Recent advances in the field of deep learning have made systems like Quill possible, he says. “For recognition-based learning systems, we have the ability for things to learn from massive amount of data, from massive number of examples, and huge propagation networks, and that’s terrific,” Hammond says. “It’s incredibly exciting to look at the world of big data and realize that we can now take…a combination of things we did in the past along with the analytic techniques that are currently in place to explain things based on this incredibly rich mass of data that people are amazingly frustrated with because of the gap between their data and their ability to understand it.”
There’s a lot going on in the world, and journalists and bloggers are often the first ones to tell us about it. Thanks to big data technology, it’s becoming more practical to incorporate that field intelligence–that first draft of human history, if you will–into the predictive models that executives increasingly rely on to make good, fast decisions.

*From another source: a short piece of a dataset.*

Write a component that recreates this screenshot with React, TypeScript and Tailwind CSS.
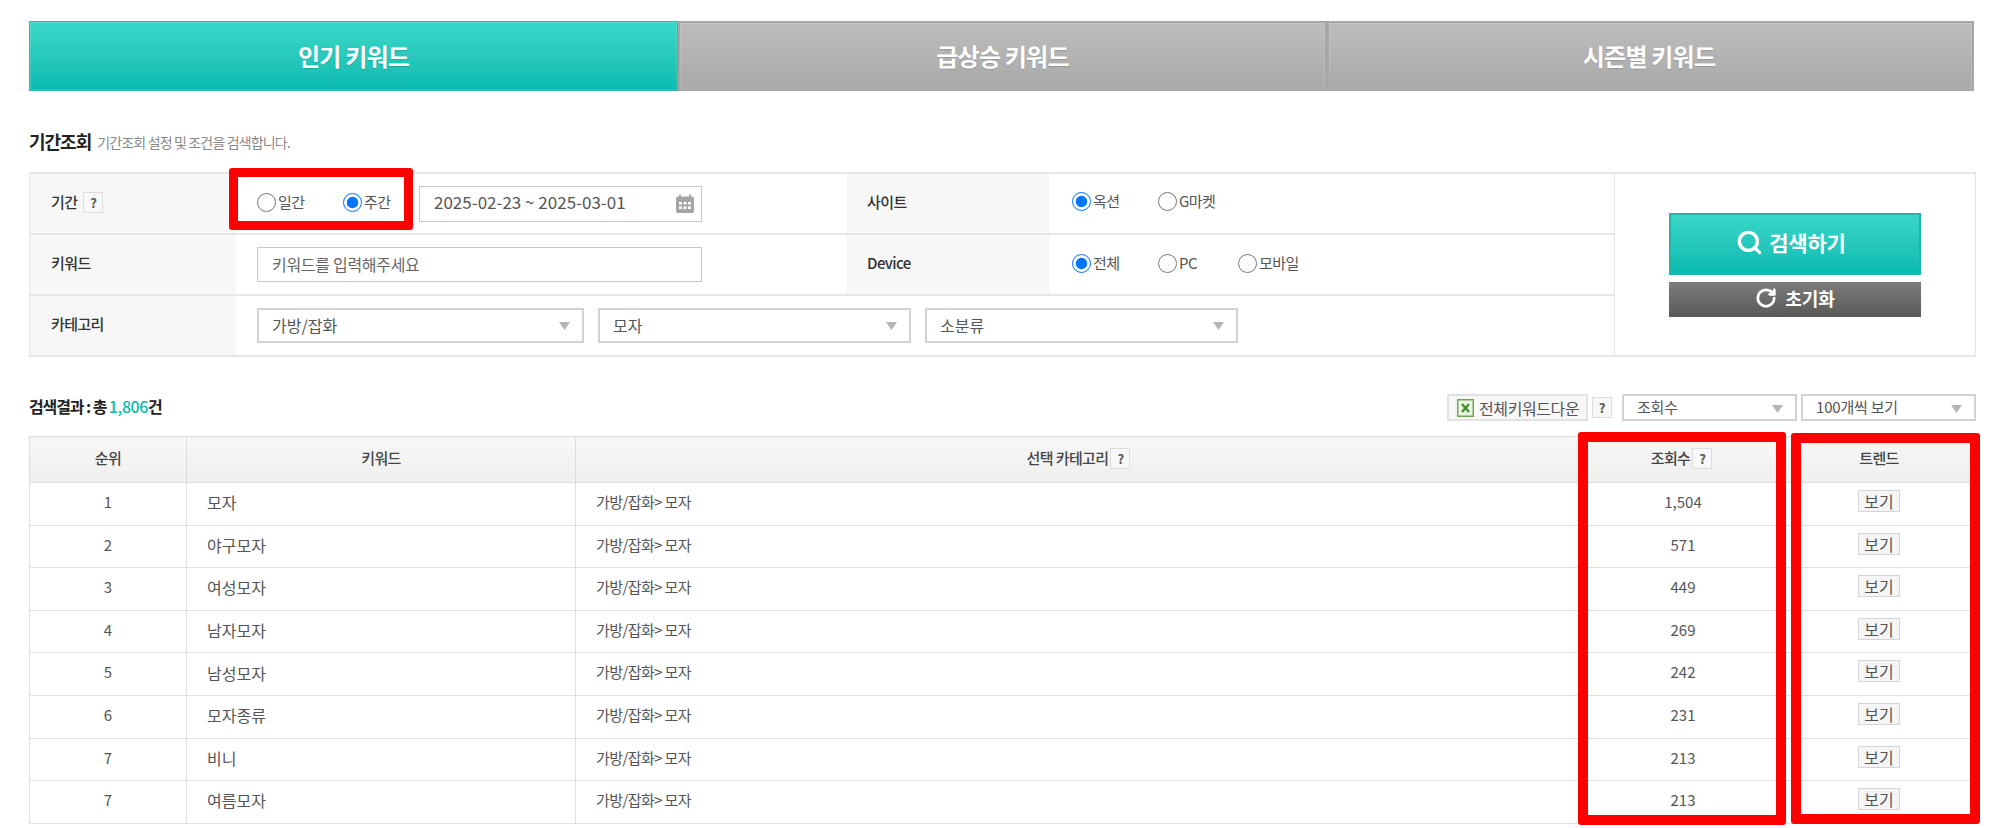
import { Search, RotateCw } from "lucide-react";

const rows = [
  { rank: 1, keyword: "모자", count: "1,504" },
  { rank: 2, keyword: "야구모자", count: "571" },
  { rank: 3, keyword: "여성모자", count: "449" },
  { rank: 4, keyword: "남자모자", count: "269" },
  { rank: 5, keyword: "남성모자", count: "242" },
  { rank: 6, keyword: "모자종류", count: "231" },
  { rank: 7, keyword: "비니", count: "213" },
  { rank: 7, keyword: "여름모자", count: "213" },
];

const Help = () => (
  <span className="inline-flex h-[21px] w-[20px] items-center justify-center border border-[#ddd] bg-[#f8f8f8] text-[13px] font-bold leading-none text-[#555]">
    ?
  </span>
);

const Radio = ({ label, checked, className }: { label: string; checked?: boolean; className: string }) => (
  <label className={`flex items-center gap-[2px] ${className}`}>
    <input type="radio" checked={!!checked} readOnly className="m-0 h-[19px] w-[19px] shrink-0" />
    <span className="tracking-[-0.6px]">{label}</span>
  </label>
);

const SelectBox = ({ label, className }: { label: string; className: string }) => (
  <div className={`flex items-center justify-between border-2 border-[#d2d2d2] bg-white pl-[13px] pr-[12px] text-[#555] ${className}`}>
    <span>{label}</span>
    <svg width="11" height="8" viewBox="0 0 11 8" className="mt-[2px]">
      <path d="M0 0h11L5.5 8z" fill="#b5b5b5" />
    </svg>
  </div>
);

const Label = ({ children, className = "" }: { children: React.ReactNode; className?: string }) => (
  <div className={`flex items-center gap-[6px] border-[#e6e6e6] bg-[#f7f7f7] pb-[2px] pl-[21px] text-[15px] font-medium tracking-[-0.6px] text-[#333] ${className}`}>
    {children}
  </div>
);

const CalendarIcon = () => (
  <svg width="20" height="20" viewBox="0 0 20 20">
    <rect x="1" y="2.5" width="18" height="16.5" rx="2" fill="#a5a5a5" />
    <rect x="4" y="0.5" width="2" height="4" fill="#a5a5a5" />
    <rect x="14" y="0.5" width="2" height="4" fill="#a5a5a5" />
    <g fill="#fff">
      <rect x="4" y="8" width="3" height="2.5" />
      <rect x="8.5" y="8" width="3" height="2.5" />
      <rect x="13" y="8" width="3" height="2.5" />
      <rect x="4" y="12.5" width="3" height="2.5" />
      <rect x="8.5" y="12.5" width="3" height="2.5" />
      <rect x="13" y="12.5" width="3" height="2.5" />
    </g>
  </svg>
);

const ExcelIcon = () => (
  <svg width="17" height="18" viewBox="0 0 17 18">
    <rect x="0.75" y="0.75" width="15.5" height="16.5" fill="#eef6e8" stroke="#6aa84f" strokeWidth="1.5" />
    <path d="M5 5l7 8M12 5l-7 8" stroke="#3f8f2f" strokeWidth="2.4" />
  </svg>
);

const Th = ({ children, className = "" }: { children: React.ReactNode; className?: string }) => (
  <th className={`border border-[#dcdcdc] bg-gradient-to-b from-[#f7f7f7] to-[#efefef] pb-[2px] text-center text-[15px] font-medium tracking-[-0.6px] text-[#444] ${className}`}>
    {children}
  </th>
);

export default function App() {
  return (
    <div className="relative h-[828px] overflow-hidden bg-white text-[15px] text-[#555] [font-family:'Noto_Sans_CJK_KR','Noto_Sans',sans-serif]">
      <div className="ml-[29px] w-[1947px] pt-[21px]">
        {/* tabs */}
        <div className="flex h-[70px] w-[1945px] text-[24px] font-bold tracking-[-0.8px] text-white">
          <div className="flex w-[649px] items-center justify-center border border-[#2fb5aa] bg-gradient-to-b from-[#3ad8ca] to-[#08bbaf] shadow-[inset_0_0_0_1px_rgba(255,255,255,0.15)] [text-shadow:0_1px_1px_rgba(0,0,0,0.15)]">
            인기 키워드
          </div>
          <div className="flex w-[649px] items-center justify-center border-2 border-[#a6a6a6] bg-gradient-to-b from-[#bdbdbd] to-[#a9a9a9] shadow-[inset_0_0_0_1px_rgba(255,255,255,0.12)] [text-shadow:0_1px_1px_rgba(0,0,0,0.15)]">
            급상승 키워드
          </div>
          <div className="flex flex-1 items-center justify-center border-2 border-[#a6a6a6] bg-gradient-to-b from-[#bdbdbd] to-[#a9a9a9] pr-[3px] shadow-[inset_0_0_0_1px_rgba(255,255,255,0.12)] [text-shadow:0_1px_1px_rgba(0,0,0,0.15)]">
            시즌별 키워드
          </div>
        </div>

        {/* heading */}
        <div className="mb-[15px] mt-[38px] flex h-[28px] items-center gap-[6px] pb-[4px]">
          <span className="text-[18px] font-bold tracking-[-1px] text-[#222]">기간조회</span>
          <span className="mt-[2px] text-[14px] tracking-[-0.85px] text-[#888]">기간조회 설정 및 조건을 검색합니다.</span>
        </div>

        {/* filter */}
        <div className="grid h-[185px] grid-cols-[206px_610px_204px_564px_1fr] grid-rows-[61px_61px_1fr] border-x border-y-2 border-[#e6e6e6] bg-white">
          <Label className="border-b-2">
            기간 <Help />
          </Label>
          <div className="flex items-center border-b-2 border-[#e6e6e6] pl-[21px]">
            <Radio label="일간" className="w-[86px] pb-[3px]" />
            <Radio label="주간" className="w-[76px] pb-[3px]" checked />
            <div className="flex h-[36px] w-[283px] items-center justify-between border border-[#c8c8c8] pl-[14px] pr-[6px]">
              <span className="pb-[4px] text-[17px]">2025-02-23 ~ 2025-03-01</span>
              <CalendarIcon />
            </div>
          </div>
          <Label className="border-b-2">사이트</Label>
          <div className="flex items-center border-b-2 border-[#e6e6e6] pb-[4px] pl-[22px]">
            <Radio label="옥션" className="w-[86px]" checked />
            <Radio label="G마켓" className="w-[80px]" />
          </div>
          <div className="row-span-3 flex flex-col items-center justify-center border-l border-[#e6e6e6]">
            <button className="flex h-[62px] w-[252px] items-center justify-center gap-[6px] border-2 border-[#1fb5a9] bg-gradient-to-b from-[#38d6c9] to-[#08bbaf] pb-[2px] pr-[8px] text-[21px] font-bold tracking-[-0.2px] text-white">
              <Search size={27} strokeWidth={3} />
              검색하기
            </button>
            <button className="mt-[7px] flex h-[35px] w-[252px] items-center justify-center gap-[8px] bg-gradient-to-b from-[#7d7d7d] to-[#585858] pb-[2px] text-[18px] font-bold text-white">
              <RotateCw size={22} strokeWidth={3} />
              초기화
            </button>
          </div>

          <Label className="border-b-2">키워드</Label>
          <div className="flex items-center border-b-2 border-[#e6e6e6] pl-[21px]">
            <div className="flex h-[35px] w-[445px] items-center border border-[#c8c8c8] pb-[2px] pl-[14px] text-[16px] tracking-[-0.3px] text-[#666]">
              키워드를 입력해주세요
            </div>
          </div>
          <Label className="border-b-2">Device</Label>
          <div className="flex items-center border-b-2 border-[#e6e6e6] pb-[3px] pl-[22px]">
            <Radio label="전체" className="w-[86px]" checked />
            <Radio label="PC" className="w-[80px]" />
            <Radio label="모바일" className="w-[80px]" />
          </div>

          <Label>카테고리</Label>
          <div className="col-span-3 flex items-center gap-[14px] pl-[21px]">
            <SelectBox label="가방/잡화" className="h-[35px] w-[327px] pb-[2px] text-[16px]" />
            <SelectBox label="모자" className="h-[35px] w-[313px] pb-[2px] text-[16px]" />
            <SelectBox label="소분류" className="h-[35px] w-[313px] pb-[2px] text-[16px]" />
          </div>
        </div>

        {/* result bar */}
        <div className="mt-[37px] flex h-[27px] items-center justify-between">
          <div className="pb-[3px] text-[16px] font-bold tracking-[-1.1px] text-[#222]">
            검색결과 : 총 <span className="font-medium tracking-[-0.4px] text-[#0bb8ac]">1,806</span>건
          </div>
          <div className="flex items-center">
            <div className="flex h-[27px] w-[141px] items-center gap-[5px] border-2 border-[#e2e2e2] bg-[#f8f8f8] pl-[8px] text-[16px] tracking-[-0.4px]">
              <ExcelIcon />
              전체키워드다운
            </div>
            <div className="ml-[4px]">
              <Help />
            </div>
            <SelectBox label="조회수" className="ml-[10px] h-[27px] w-[175px] tracking-[-0.2px]" />
            <SelectBox label="100개씩 보기" className="ml-[4px] h-[27px] w-[175px] tracking-[-0.2px]" />
          </div>
        </div>

        {/* table */}
        <table className="mt-[15px] w-[1947px] table-fixed border-collapse">
          <colgroup>
            <col className="w-[157px]" />
            <col className="w-[389px]" />
            <col className="w-[1006px]" />
            <col className="w-[200px]" />
            <col className="w-[195px]" />
          </colgroup>
          <thead>
            <tr className="h-[46px]">
              <Th>순위</Th>
              <Th>키워드</Th>
              <Th>
                <span className="inline-flex items-center gap-[2px]">
                  선택 카테고리 <Help />
                </span>
              </Th>
              <Th>
                <span className="inline-flex items-center gap-[2px]">
                  조회수 <Help />
                </span>
              </Th>
              <Th>트렌드</Th>
            </tr>
          </thead>
          <tbody>
            {rows.map((row) => (
              <tr key={row.keyword} className="h-[42.6px]">
                <td className="border border-[#e0e0e0] pb-[3px] text-center">{row.rank}</td>
                <td className="border border-[#e0e0e0] pb-[3px] pl-[20px] text-[16px]">{row.keyword}</td>
                <td className="border border-[#e0e0e0] pb-[3px] pl-[20px] tracking-[-0.6px]">가방/잡화&gt; 모자</td>
                <td className="border border-[#e0e0e0] pb-[3px] pl-[3px] text-center">{row.count}</td>
                <td className="border border-[#e0e0e0] pb-[4px] text-center">
                  <span className="inline-flex h-[22px] w-[42px] items-center justify-center border border-[#d5d5d5] bg-[#f5f5f5] text-[16px]">
                    보기
                  </span>
                </td>
              </tr>
            ))}
          </tbody>
        </table>
      </div>

      {/* red annotations */}
      <div className="absolute left-[229px] top-[168px] h-[62px] w-[184px] rounded-[3px] border-[9px] border-[#ff0000]" />
      <div className="absolute left-[1578px] top-[432px] h-[393px] w-[208px] rounded-[3px] border-[10px] border-[#ff0000]" />
      <div className="absolute left-[1791px] top-[433px] h-[391px] w-[189px] rounded-[3px] border-[10px] border-[#ff0000]" />
    </div>
  );
}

This represents a radical re-thinking of business intelligence, according to Alchemy API’s Turner. “The idea of BI measuring what’s going on inside my business has been around for so long. I have sales performance, broken down by region, clicks on website, etc.,” Turner says. “But it only shows you part of the picture. How can I understand what’s going on with my funnel metrics if there’s something my competition has done outside my four walls, that’s in the world’s news but outside my BI system? Making this information accessible, making it so you can hyper segment based on time and space and topic and other things, we think, is going to disrupt what’s possible for allowing people to not only listen to what’s going on in public, but to use that information to drive automated processes.”